The Public Accounts Committee also intends to question the officials over the extent to which HMRC was lobbied by big business to keep open a legal loophole which allows companies to send profits out of the UK tax free as interest on loans taken from their owners. A PAC source said they were expecting the hearing to overrun due to the scale of questions that HMRC had to answer.
Ian Swales, a Liberal Democrat member, said: “One of the points we will be asking about, following the exposé in The Independent, is what rules the Inland Revenue follows around the scale of offshore capitalisation that’s allowed and the level of interest rates that are allowable? The problem is endemic now.”
Last week a joint investigation by this newspaper and Corporate Watch revealed more than 30 companies, including the Channel Tunnel rail link, Camelot and major High Street chains, are using a tax avoidance scheme that sees UK companies load up on debt from their overseas owners and use the interest to slash their taxable UK income.

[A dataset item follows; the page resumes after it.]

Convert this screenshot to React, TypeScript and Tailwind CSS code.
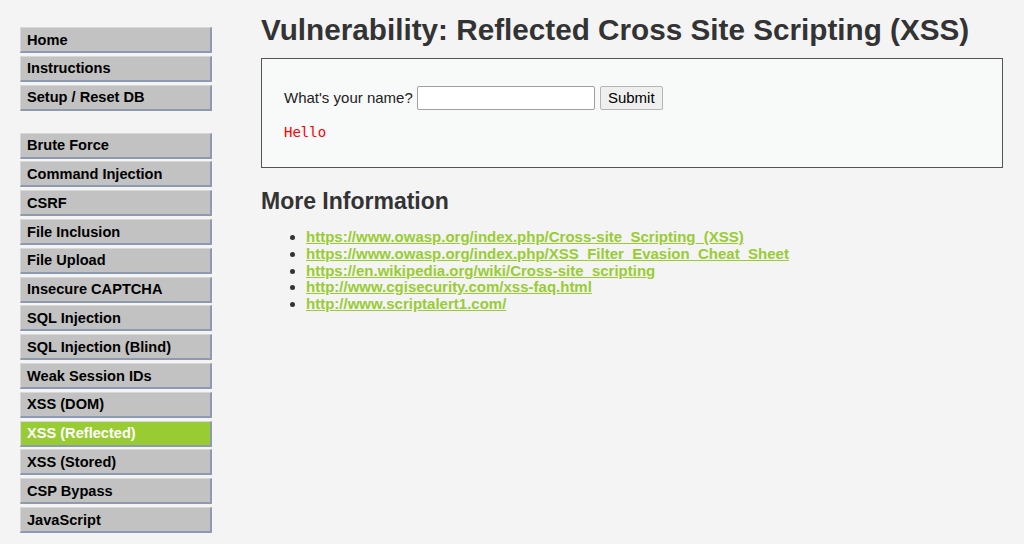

The payments are sent to the owners tax-free because the loans are made through offshore stock exchanges such as the Channel Islands that qualify, under HMRC regulations, for the Quoted Eurobond Exemption.
Without the exemption, the owners would have to pay a 20 per cent “withholding” tax and most of the tax savings from the interest deductions would be cancelled out.
Last year, HMRC considered restricting the exemption to stop it being used for such “intra-group” lending, but decided to keep it open after lobbying by financial and accountancy firms.
A spokesman for HMRC said: “The Government took all the replies to the consultation into account. The substance of the responses is set out in the response document published in October 2012.”